Okay well here's the status of everything.
Long story short Dad still is unconvinced and believes this is an obsession and that everything doesn't fit right, everything's inconsistent, saying how I was always into trains when I was young (I did love Tomas the tank of course but loved Barbie and the like also) saying you did all this buffing up at the gym, trying to get a six pack (Try to fit as a male hoping these feelings would subside, though always thought what am I doing!) He says if he was 100 percent convinced he would be behind me 100 percent. Basically they are under the assumption if I didn't show any obvious signs when I was a child then I can't be transgender. (I was sort of a mix I loved barbies, dolls but also trains and power rangers (fav was the yellow ranger always wanted to be her they got me a red ranger costume which I was like ok what ever I guess). They said I never tried to pee sitting down and the like so it doesn't make sense. When I said I always preferred to be dressed up as a fairy, doll girly attire when wearing costumes and the like they said it didn't matter, all kids probably did.
Him, mum and sissy say well why didn't u come out sooner, why now? They say I'm still unhappy which is bull honestly I'm the happiest I've ever been, though when around them I can get depressed as they treat me still much like a male so I can see why they would think, plus mood swings can be unpredictable but they have no idea how happy I am now that I've been on hrt and finally coming out. trust me if they treated me as the female I am I would be the happiest girl in the world!
They say mainly I'm going at a bull at a gate, coming out to more people, leaving house in female attire. and they said I should still keep it in house (5 months hrt btw now) and when out wear normal male attire no make up etc. They say why are you telling everyone etc (I've now come out to a bunch of my family and friends). They are under the impression it takes like 10 years before srs (Steven carol the therapist said). I told them the SOC and the WPATH general guidelines to transitioning, saying the normal srs requirements and the like, but they simply jump to but is it Australian or not (If not I shouldn't be following it, geez it's worldwide for god sake! There train of thought is I mustn't go to Thailand or any other third rate country, I must do it in Australia. I tell them in all honestly my pace is pretty normal for a mtf, I.e hormones 3 months after therapy, starting to come out more in society (3-5 months hormones).
I tell them how it is and they go "yeah google, all it is is google crap, the world works differently!"
They said dad is going down to see a guy in Melbourne first who specializes in transgender then we are all going down to see him to see If I'm 100 percent mentally stable. Thing is he's still convinced I'm not completely mentally stable, which I know I am now. Last year I wasn't for obvious reasons but since transitioning my mental health has only been getting better and better.

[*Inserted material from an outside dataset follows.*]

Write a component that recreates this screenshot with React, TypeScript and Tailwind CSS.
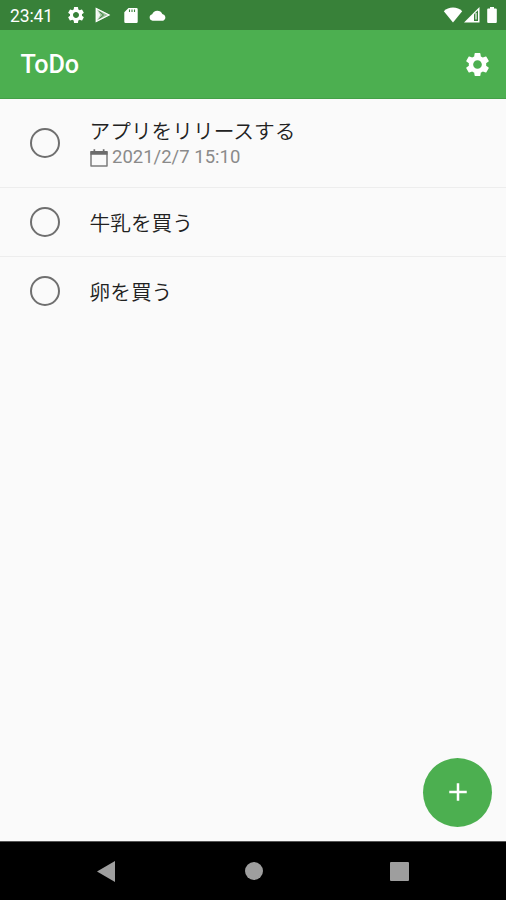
import React from 'react';
import { MdAdd, MdSettings } from 'react-icons/md';

interface Todo {
  id: number;
  title: string;
  due?: string;
}

const todos: Todo[] = [
  { id: 1, title: 'アプリをリリースする', due: '2021/2/7 15:10' },
  { id: 2, title: '牛乳を買う' },
  { id: 3, title: '卵を買う' },
];

const PlayIcon = () => (
  <svg width="16" height="16" viewBox="0 0 16 16" fill="none">
    <path d="M1 1v14l4.500-7z" fill="#fff" fillOpacity="0.85" />
    <path d="M1 1v14l14-7z" fill="#fff" fillOpacity="0.5" />
    <path d="M4.500 4.500 8.500 8 4.500 11.500" stroke="#388139" strokeWidth="1" />
    <path d="M1.200 1.500v13l12.800-6.500z" stroke="#fff" strokeWidth="1.200" />
  </svg>
);

const SdCardIcon = () => (
  <svg width="14" height="15" viewBox="0 0 14 15" fill="none">
    <path d="M4.500 0h8a1.200 1.200 0 0 1 1.200 1.200v12.600a1.200 1.200 0 0 1-1.200 1.200h-11A1.200 1.200 0 0 1 .3 13.800V4.200z" fill="#fff" />
    <path d="M5.500 1.500v2.500M8 1.500v2.500M10.500 1.500v2.500" stroke="#388139" strokeWidth="1.100" />
  </svg>
);

const CloudIcon = () => (
  <svg width="18" height="11" viewBox="0 0 18 11" fill="#fff">
    <path d="M3.600 10.700a3.300 3.300 0 0 1-.4-6.500A5.500 5.500 0 0 1 13.300 4a3.500 3.500 0 0 1 1 6.700z" />
  </svg>
);

const WifiIcon = () => (
  <svg width="20" height="16" viewBox="0 0 20 16" fill="#fff">
    <path d="M10 15.500.8 4.200C3.200 1.800 6.400.5 10 .5s6.800 1.300 9.200 3.700z" />
  </svg>
);

const SignalIcon = () => (
  <svg width="16" height="16" viewBox="0 0 16 16" fill="none">
    <path d="M0 15.500 15.500 0v15.500z" fill="#fff" />
    <path d="M10 7.300 14 3.300v10.700h-4z" fill="#388139" />
    <path d="M12 6v6.500" stroke="#fff" strokeWidth="1.200" />
  </svg>
);

const BatteryIcon = () => (
  <svg width="10" height="16" viewBox="0 0 10 16" fill="#fff">
    <path d="M3 0h4v1.500h1.800q1 0 1 1V15q0 1-1 1H1.200q-1 0-1-1V2.500q0-1 1-1H3z" />
  </svg>
);

const CalendarIcon = () => (
  <svg width="18" height="18" viewBox="0 0 18 18" fill="none">
    <path d="M1 3h16v14H1z" stroke="#7c7c7c" strokeWidth="1.500" strokeLinejoin="round" />
    <path d="M.5 2h17v3.800H.5zM3.500.3h1.700v2.500H3.500zM12.800.3h1.700v2.500h-1.700z" fill="#6c6c6c" />
  </svg>
);

const StatusBar = () => (
  <div className="flex h-[30px] items-center justify-between bg-[#388139] pl-[10px] pr-[9px] text-white">
    <div className="flex items-center">
      <span className="w-[56px] pt-[3px] text-[17.500px] leading-none tracking-[-0.1px]">23:41</span>
      <MdSettings size={20} />
      <span className="ml-[9px]"><PlayIcon /></span>
      <span className="ml-[13px]"><SdCardIcon /></span>
      <span className="ml-[11px]"><CloudIcon /></span>
    </div>
    <div className="flex items-center">
      <WifiIcon />
      <span className="ml-px"><SignalIcon /></span>
      <span className="ml-[7px]"><BatteryIcon /></span>
    </div>
  </div>
);

const TodoRow: React.FC<{ todo: Todo }> = ({ todo }) => (
  <li className={`flex items-center border-b border-[#ededed] pl-[29.500px] last:h-[68px] last:border-0 ${todo.due ? 'h-[89px]' : 'h-[69px]'}`}>
    <button className="size-[30px] shrink-0 rounded-full border-[2.500px] border-[#6f6f6f]" />
    <div className="ml-[30px] pt-[3px]">
      <p className="text-[20.700px] font-[350] leading-[26px] text-[#212121]">{todo.title}</p>
      {todo.due && (
        <p className="flex items-center gap-[4.500px] text-[18.500px] leading-[25px] text-[#8a8a8a]">
          <CalendarIcon />
          {todo.due}
        </p>
      )}
    </div>
  </li>
);

export default function App() {
  return (
    <div className="flex h-[900px] w-[506px] flex-col overflow-hidden bg-[#fafafa] font-[Roboto,'Noto_Sans_CJK_JP',sans-serif]">
      <StatusBar />
      <header className="flex h-[69px] items-center justify-between border-b border-[#43a047] bg-[#4caf50] pl-[20.500px] pr-[14px] text-white">
        <h1 className="pt-[2px] text-[25.200px] font-medium leading-none">ToDo</h1>
        <MdSettings size={29} />
      </header>
      <main className="flex flex-1 flex-col justify-between">
        <ul>
          {todos.map((todo) => (
            <TodoRow key={todo.id} todo={todo} />
          ))}
        </ul>
        <button className="mb-[14.500px] mr-[14px] flex size-[69px] items-center justify-center self-end rounded-full bg-[#4caf50] text-white">
          <MdAdd size={30} />
        </button>
      </main>
      <nav className="flex h-[59px] items-center border-t border-[#555] bg-black pl-[97px]">
        <svg width="18" height="21" viewBox="0 0 18 21" fill="#9e9e9e">
          <path d="M0 10.500 18 0v21z" />
        </svg>
        <div className="ml-[129.500px] size-[18px] rounded-full bg-[#9e9e9e]" />
        <div className="ml-[127px] size-[19px] rounded-[1px] bg-[#9e9e9e]" />
      </nav>
    </div>
  );
}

They also say why do you not tie all you hair in a pony tail when out doors? Why leave the fringe. I tell them because the male hairline is different to the female hairline and that I prefer having my bangs down so as not to show it. They say that's stupid no one would pick out that or anything, heck they didn't even know male and females had different hairlines.
They pretty much want me to tone it down and bring it more in house. My sister is saying my attitude is ->-bleeped-<- like, that the way I'm acting around them is cruel and unfair. Like the situation with the birth name yesterday, they said me not answering and really anytime I don't is me being an ->-bleeped-<- and not caring about how they feel.
Dad also says I still see u as my son because your the last "male" of the hodges name and If you were a girl then the name would die.
P.S they also believe than me "wanting" to be female is mainly to do with my asbergeous condition, they believe it's because of my asbergeous compulsions, nothing more.